===== Supplied data =====

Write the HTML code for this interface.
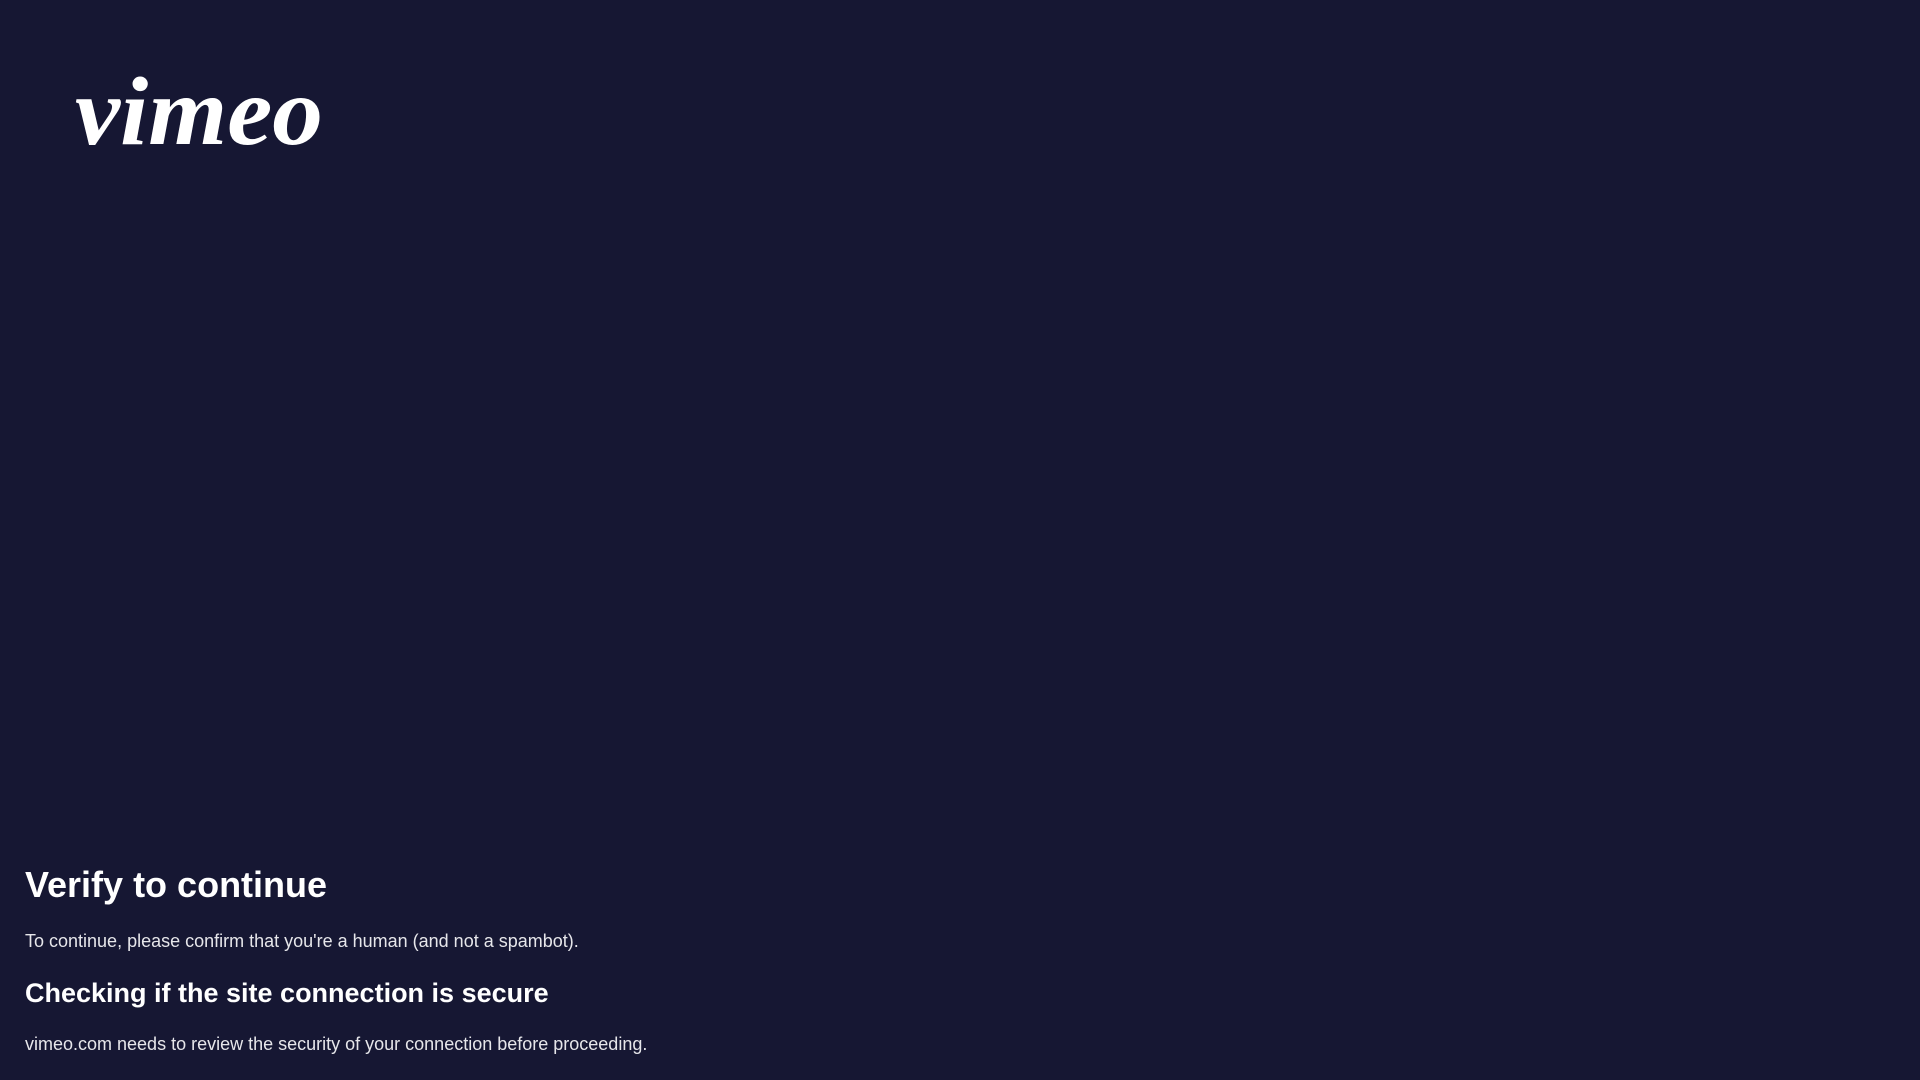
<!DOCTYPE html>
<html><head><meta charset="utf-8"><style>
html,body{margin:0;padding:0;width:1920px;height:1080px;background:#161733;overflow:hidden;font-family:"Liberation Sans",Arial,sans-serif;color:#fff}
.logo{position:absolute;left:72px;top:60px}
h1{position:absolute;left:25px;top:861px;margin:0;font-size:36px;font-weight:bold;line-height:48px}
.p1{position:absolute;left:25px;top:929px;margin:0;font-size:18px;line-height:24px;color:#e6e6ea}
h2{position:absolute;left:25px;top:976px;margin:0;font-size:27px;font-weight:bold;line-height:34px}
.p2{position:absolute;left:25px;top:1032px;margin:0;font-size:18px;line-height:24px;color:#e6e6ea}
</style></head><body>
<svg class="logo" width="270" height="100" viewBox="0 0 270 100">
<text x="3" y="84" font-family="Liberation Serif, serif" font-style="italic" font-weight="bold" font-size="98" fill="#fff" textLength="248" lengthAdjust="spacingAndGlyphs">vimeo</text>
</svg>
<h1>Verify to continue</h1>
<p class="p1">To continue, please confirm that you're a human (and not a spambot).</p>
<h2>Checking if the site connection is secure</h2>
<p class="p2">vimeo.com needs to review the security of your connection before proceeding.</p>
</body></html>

=====

Omitting all images, print the listing exactly.

__Final answer__.
Write the HTML code for this interface.
<!DOCTYPE html>
<html><head><meta charset="utf-8"><style>
html,body{margin:0;padding:0;width:1920px;height:1080px;background:#161733;overflow:hidden;font-family:"Liberation Sans",Arial,sans-serif;color:#fff}
.logo{position:absolute;left:72px;top:60px}
h1{position:absolute;left:25px;top:861px;margin:0;font-size:36px;font-weight:bold;line-height:48px}
.p1{position:absolute;left:25px;top:929px;margin:0;font-size:18px;line-height:24px;color:#e6e6ea}
h2{position:absolute;left:25px;top:976px;margin:0;font-size:27px;font-weight:bold;line-height:34px}
.p2{position:absolute;left:25px;top:1032px;margin:0;font-size:18px;line-height:24px;color:#e6e6ea}
</style></head><body>
<svg class="logo" width="270" height="100" viewBox="0 0 270 100">
<text x="3" y="84" font-family="Liberation Serif, serif" font-style="italic" font-weight="bold" font-size="98" fill="#fff" textLength="248" lengthAdjust="spacingAndGlyphs">vimeo</text>
</svg>
<h1>Verify to continue</h1>
<p class="p1">To continue, please confirm that you're a human (and not a spambot).</p>
<h2>Checking if the site connection is secure</h2>
<p class="p2">vimeo.com needs to review the security of your connection before proceeding.</p>
</body></html>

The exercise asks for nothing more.